With respect to whether the EEOC will share the pay data of federal contractors with OFCCP, the notice explains that “in light of the OFCCP’s announcement of its decision not to request, accept, or use Component 2 data from the EEOC, the EEOC does not intend to provide any Component 2 data to OFCCP.”
The notice further explains that, consistent with Title VII and the EEOC’s current practice with respect to EEO-1 data, the EEOC will share pay data with state and local fair employment practices agencies (for example, the Department of Fair Employment and Housing (“DFEH”) in California) “only upon request,” and only “for an employer within the FEPA’s jurisdiction and only when that employer is a respondent to a particular charge of discrimination cited by the FEPA in its data request.” The notice also confirms that “Title VII authorizes the EEOC to decline to honor a FEPA’s subsequent requests for information if the FEPA violates Title VII’s confidentiality requirements.”
Finally, with respect to any potential pay data collections by the EEOC in the future, the notice explains:
If the EEOC seeks to pursue a pay data collection in the future, it will do so using notice and comment rulemaking and a public hearing pursuant to Title VII because a pay data collection would be a significant new collection and reporting requirement.

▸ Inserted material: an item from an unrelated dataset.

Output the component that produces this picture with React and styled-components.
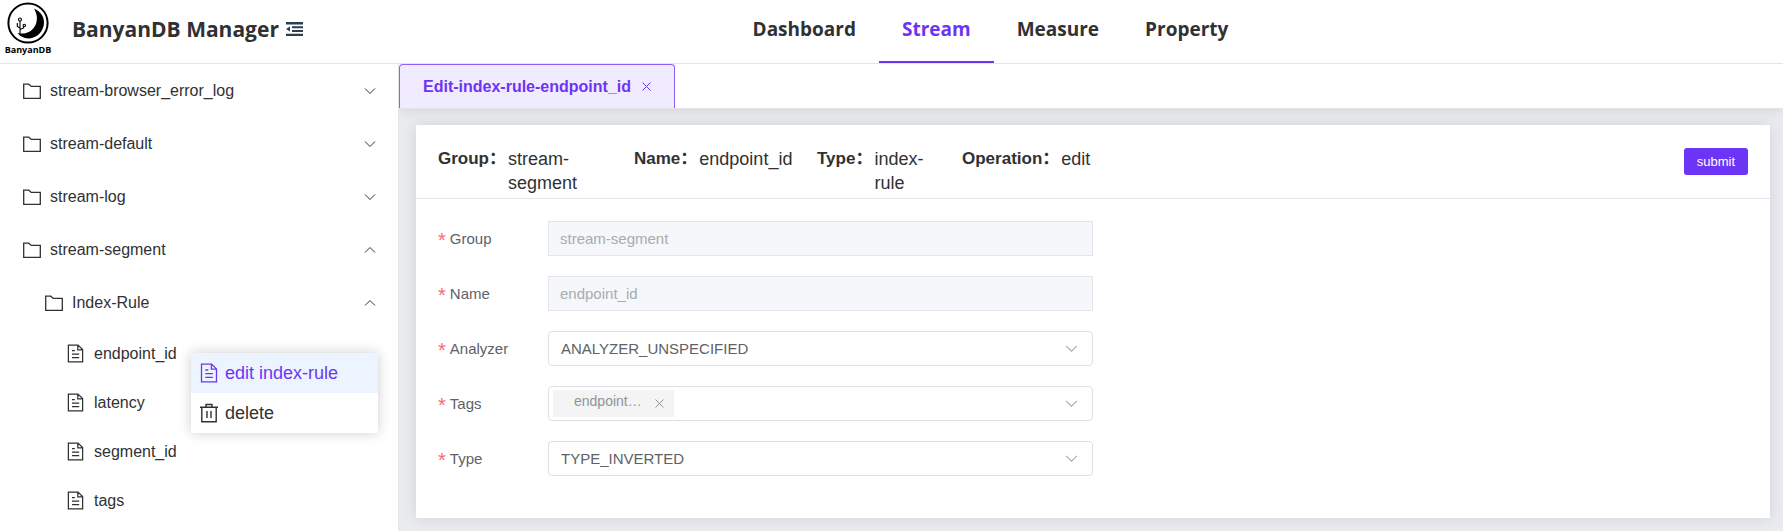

The EEOC believes that there should be a transparent and open process, aligning with the recommendations in the EEOC-commissioned 2012 study from the National Academy of Sciences (NAS), entitled “Collecting Compensation Data from Employers,” (NAS Study), that the EEOC:
- Develops a plan for using pay data before initiating any data collection. Clearly articulating the ultimate uses of the data will help determine both which data elements need to be collected as well as the best approach to collecting the data to ensure the validity, reliability, and utility of the data collected.
- Initiates a scientifically sound pilot study to test the pay data collection instrument and the plan for the use of the data; and
- Uses a definition of compensation that is measurable, collectable, and meaningful.